Now, one can start to grasp the role of the central bank, that is the Federal Reserve. The amount of leveraged money each player has access to is ultimately set by this institution. The assumption of the neutrality of central banks is widely disputed, by the way.

At this point, one can merge this modified version of Monopoly with the game of Risk, and then the role of banks in financing international conflict becomes more clear.

Let's say that in Germany, you develop monopolies in the coal, steel and chemical industries, as well as in the Monopoly staples: real estate, utilities and railroads. You can now direct the monopoly to build a big army, and go on an empire-building spree. If your opponents do not follow a similar strategy, your armies can overrun them. In the real world, this approach requires the subservience of the individual to the state - farmers and engineers and doctors will not mobilize to invade their neighbors on behalf of some remote dictator without some degree of compulsion.

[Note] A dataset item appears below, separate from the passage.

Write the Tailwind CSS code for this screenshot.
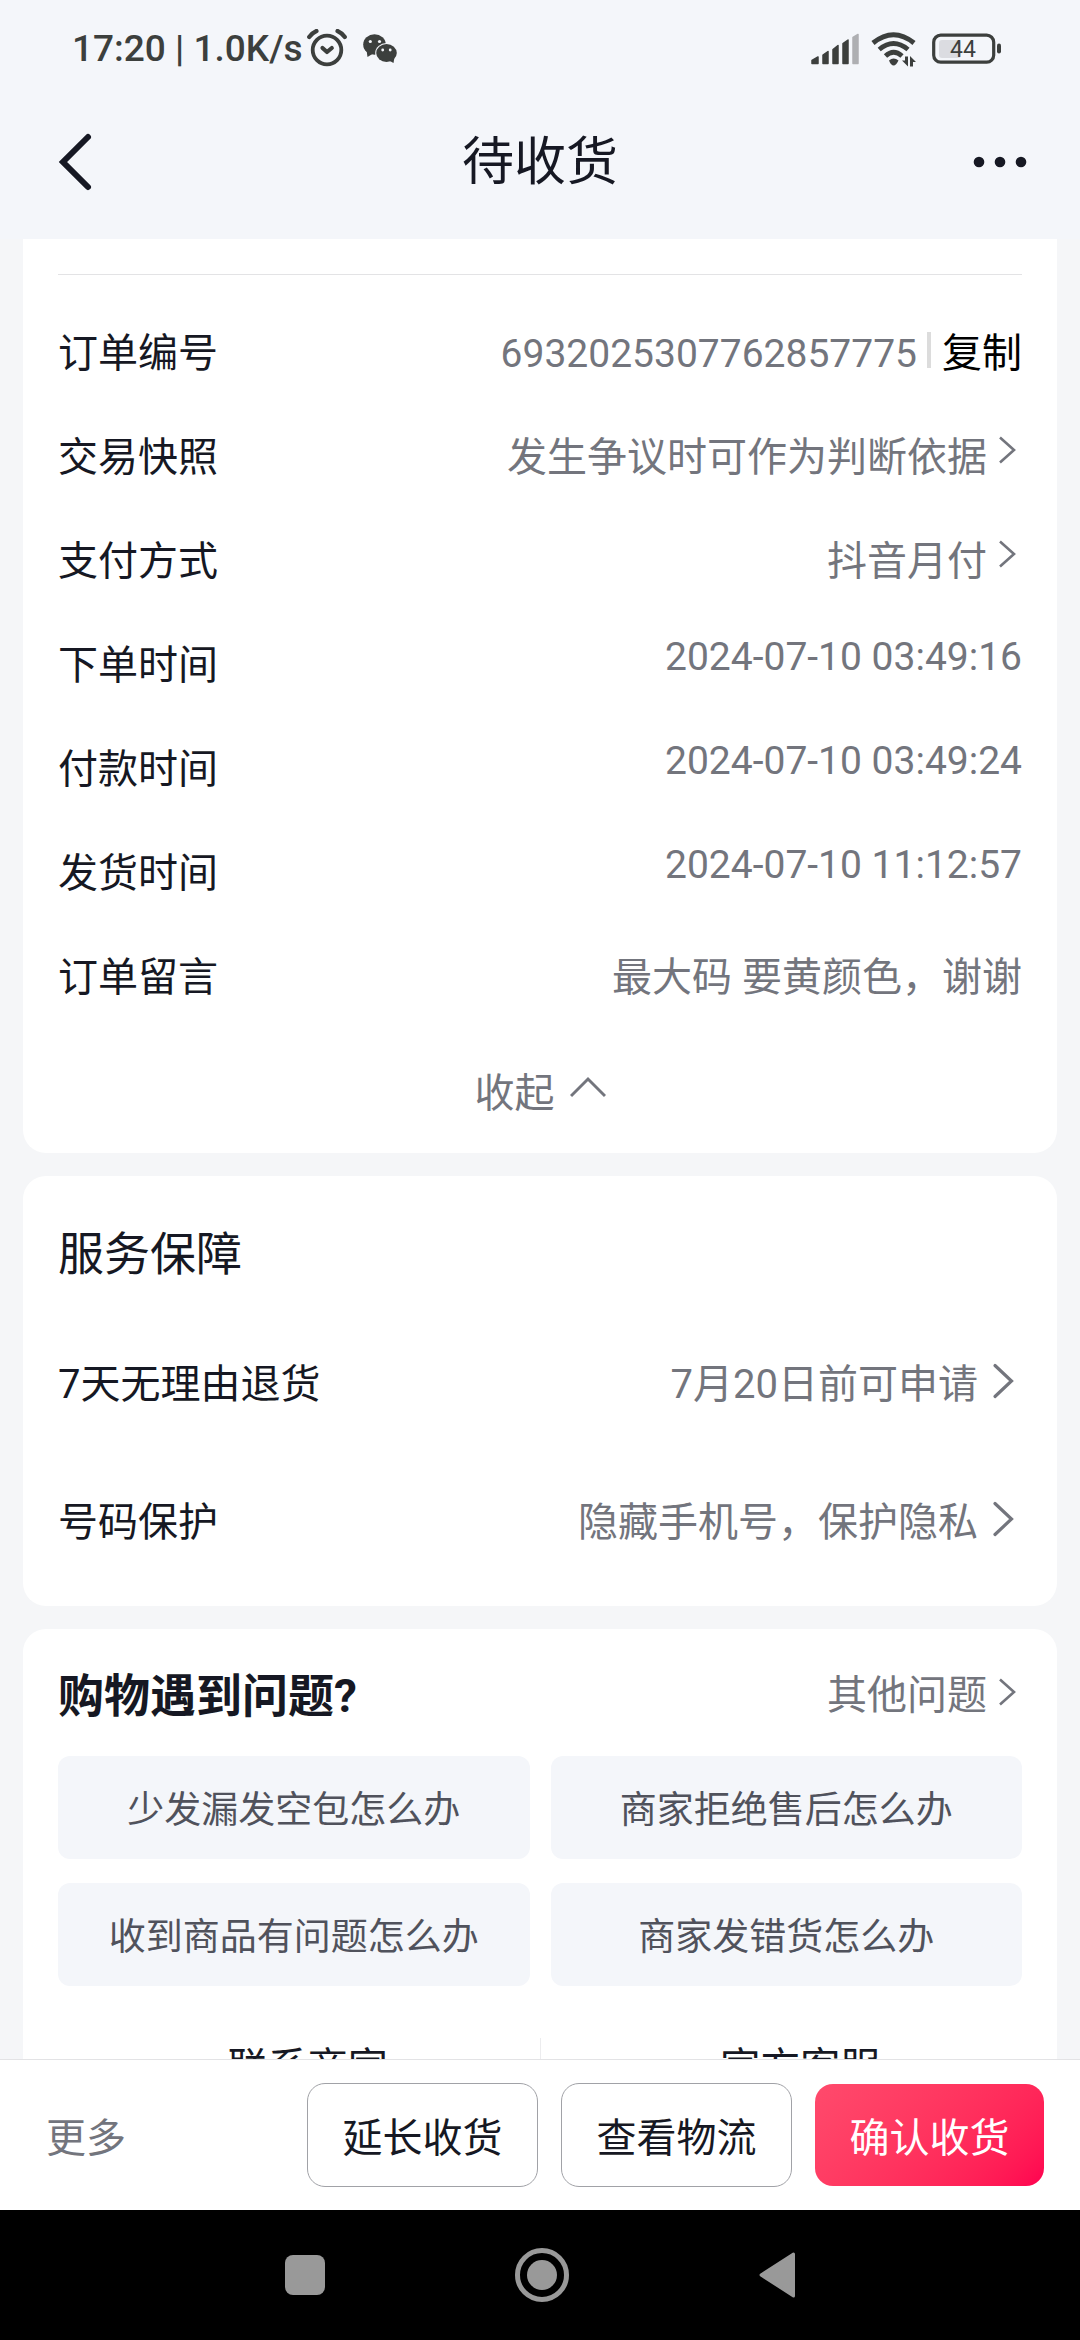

Now, this complex hybrid of Monopoly and Risk will need a good name - something catchy and marketable - "20th Century History?"


Gregg Tavares

The lesson I always took from Monopoly is that if one person owns everything the game is over. No more fun.

William G

I'm surprised at the number of comments already; it looks like this game is quite a pastime.

I am shocked at the low quality of Hamermesh's posts. I never feel like I'm learning something Freakonomics when I read this posts. "The very first event illustrates the diversity of people's utility functions - I like the "Top Hat" piece, but others may prefer the racing car or the Scotty dog." -- seriously? Let's move past kindergarten, please.

Second, if you really want to go hardcore into Monopoly, study the papers:


The only thing to learn from Monopoly is what a freaking terrible game it is. Give me Settlers of Catan or Ticket to Ride any day.